It’s the Brighton Speed Trials 2021. This means they close the whole beach outside Lou’s flat. All the businesses shut down completely. No access to anything unless you pay fifteen quid to go sit in an enclosure and occasionally watch somebody with a car you can’t afford flashing past.
There were a fair few people watching. It wasn’t the least well attended event I’ve ever seen. But I definitely went to events with my dad where the local businesses were still open and many more people were involved. Also there was a very strong smell of smug emanating from the attendees and the competitors we could see. It felt like nobody was really very good at manipulating vehicles, but everybody thought they were. Lots of vintage accessories off eBay and inherited stuff. I was mostly just annoyed at the fact they had closed the seafront. I wanted a coffee.

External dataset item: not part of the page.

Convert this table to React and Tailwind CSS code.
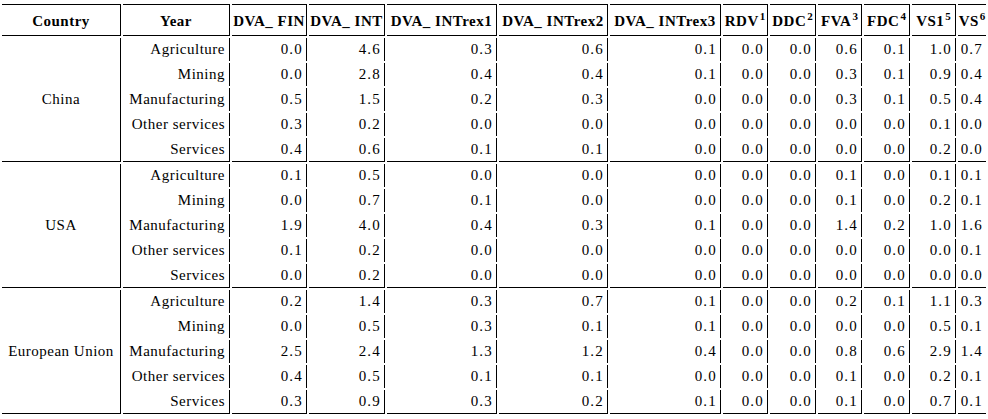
import React from "react";

const headers = [
  { t: "Country" },
  { t: "Year" },
  { t: "DVA_ FIN" },
  { t: "DVA_ INT" },
  { t: "DVA_ INTrex1" },
  { t: "DVA_ INTrex2" },
  { t: "DVA_ INTrex3" },
  { t: "RDV", s: "1" },
  { t: "DDC", s: "2" },
  { t: "FVA", s: "3" },
  { t: "FDC", s: "4" },
  { t: "VS1", s: "5" },
  { t: "VS", s: "6" },
];

const groups = [
  {
    country: "China",
    rows: [
      ["Agriculture", "0.0", "4.6", "0.3", "0.6", "0.1", "0.0", "0.0", "0.6", "0.1", "1.0", "0.7"],
      ["Mining", "0.0", "2.8", "0.4", "0.4", "0.1", "0.0", "0.0", "0.3", "0.1", "0.9", "0.4"],
      ["Manufacturing", "0.5", "1.5", "0.2", "0.3", "0.0", "0.0", "0.0", "0.3", "0.1", "0.5", "0.4"],
      ["Other services", "0.3", "0.2", "0.0", "0.0", "0.0", "0.0", "0.0", "0.0", "0.0", "0.1", "0.0"],
      ["Services", "0.4", "0.6", "0.1", "0.1", "0.0", "0.0", "0.0", "0.0", "0.0", "0.2", "0.0"],
    ],
  },
  {
    country: "USA",
    rows: [
      ["Agriculture", "0.1", "0.5", "0.0", "0.0", "0.0", "0.0", "0.0", "0.1", "0.0", "0.1", "0.1"],
      ["Mining", "0.0", "0.7", "0.1", "0.0", "0.0", "0.0", "0.0", "0.1", "0.0", "0.2", "0.1"],
      ["Manufacturing", "1.9", "4.0", "0.4", "0.3", "0.1", "0.0", "0.0", "1.4", "0.2", "1.0", "1.6"],
      ["Other services", "0.1", "0.2", "0.0", "0.0", "0.0", "0.0", "0.0", "0.0", "0.0", "0.0", "0.1"],
      ["Services", "0.0", "0.2", "0.0", "0.0", "0.0", "0.0", "0.0", "0.0", "0.0", "0.0", "0.0"],
    ],
  },
  {
    country: "European Union",
    rows: [
      ["Agriculture", "0.2", "1.4", "0.3", "0.7", "0.1", "0.0", "0.0", "0.2", "0.1", "1.1", "0.3"],
      ["Mining", "0.0", "0.5", "0.3", "0.1", "0.1", "0.0", "0.0", "0.0", "0.0", "0.5", "0.1"],
      ["Manufacturing", "2.5", "2.4", "1.3", "1.2", "0.4", "0.0", "0.0", "0.8", "0.6", "2.9", "1.4"],
      ["Other services", "0.4", "0.5", "0.1", "0.1", "0.0", "0.0", "0.0", "0.1", "0.0", "0.2", "0.1"],
      ["Services", "0.3", "0.9", "0.3", "0.2", "0.1", "0.0", "0.0", "0.1", "0.0", "0.7", "0.1"],
    ],
  },
];

export default function App() {
  return (
    <div
      className="w-[988px] h-[419px] bg-white text-black overflow-hidden"
      style={{ fontFamily: '"Liberation Serif", serif' }}
    >
      <div className="grid grid-cols-[119px_107px_75px_76px_110px_109px_111px_45px_46px_44px_46px_44px_28px] gap-[2px] pl-[2px] pt-[4px] text-[15px] tracking-[0.5px] leading-none">
        {headers.map((h, i) => (
          <div
            key={i}
            className={
              "h-[32px] flex items-center justify-center font-bold border-t border-b border-black whitespace-nowrap " +
              (i < headers.length - 1 ? "border-r" : "")
            }
          >
            <span className="pt-[2px]">
              {h.t}
              {h.s && <sup className="text-[11px] tracking-normal ml-[1px]">{h.s}</sup>}
            </span>
          </div>
        ))}
        {groups.map((g, gi) => (
          <React.Fragment key={gi}>
            <div className="row-span-5 flex items-center justify-center border-r border-b border-black whitespace-nowrap">
              {g.country}
            </div>
            {g.rows.map((r, ri) => {
              const last = ri === g.rows.length - 1;
              return r.map((v, ci) => (
                <div
                  key={ri + "-" + ci}
                  className={
                    "flex items-center justify-end whitespace-nowrap border-black " +
                    (ci === 0 ? "pr-[4px] " : "pr-[3px] tracking-[1.2px] ") +
                    (last ? "h-[24px] border-b " : "h-[23px] ") +
                    (ci < r.length - 1 ? "border-r" : "")
                  }
                >
                  {v}
                </div>
              ));
            })}
          </React.Fragment>
        ))}
      </div>
    </div>
  );
}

We drove to Rottingdean and lay on the beach there a while instead, away from all the people revving engines. Maybe they were lovely people. Who knows? I was not inclined to give them the benefit of the doubt while the beach outside Lou’s flat remained closed.
This evening though, mostly inspired by some of the shiny vintage toy cars we saw people slowly hammering, we had movie night and put on The World’s Fastest Indian. It’s about Burt Munro, who was making land speed records on a ridiculous customised motorbike in the late 1960’s. That was my dad’s big era, when he was racing whatever the hell he could get his hands on across land and sea. Powerboats and bobsleighs were his most noticeable successes, but I know he was hammering land speed as well long before I was around. I hadn’t seen the movie before, but it’s a kind movie, and it eulogises those days – definitely the glory days of personality in racing. Even in the film we see shades of the beginning of the regulation and safety that killed so much of the joy for dad. I know that the mainline of adrenaline for him was swept up in the knowledge that his life was on a knife edge. Skill, luck, nerve and reaction time over buffers, failsafes and computer systems. Too many of his friends exploded. I remember his sadness around such things, even later when he didn’t know them as with Ayrton Senna. Good to look at that world through the eyes of my industry.
Made from New Zealand just after The Lord of The Rings blew open possibilities for a lot of makers over there, it had a 25 million dollar budget and took just 18.5 back globally. I think they might have done better with a different name. Still it’ll be ticking over, with Anthony Hopkins beautiful in the leading role, and a pretty robust 82% rotten tomato score. We paid £2.50 for it, but that’ll mostly go to some asshole in California who runs the streaming platform. I would recommend it for a happy chance to lose some time in story. I like a movie without any real antagonist. The villain of the piece is Death, invisible like so many movie monsters, but lurking on the edge of so many of the greatest moments.
It made me want to go down onto Brighton Beach, elbow some tit out of his driving seat and show him how that rally clutch is supposed to work.
As it is I’m just gonna go to bed. I’ll drive to London tomorrow, but Bergman can’t do much more than 120 downhill with time to get momentum, and not as much as that on the heavily monitored roads between London and Brighton. And that’s just theoretical.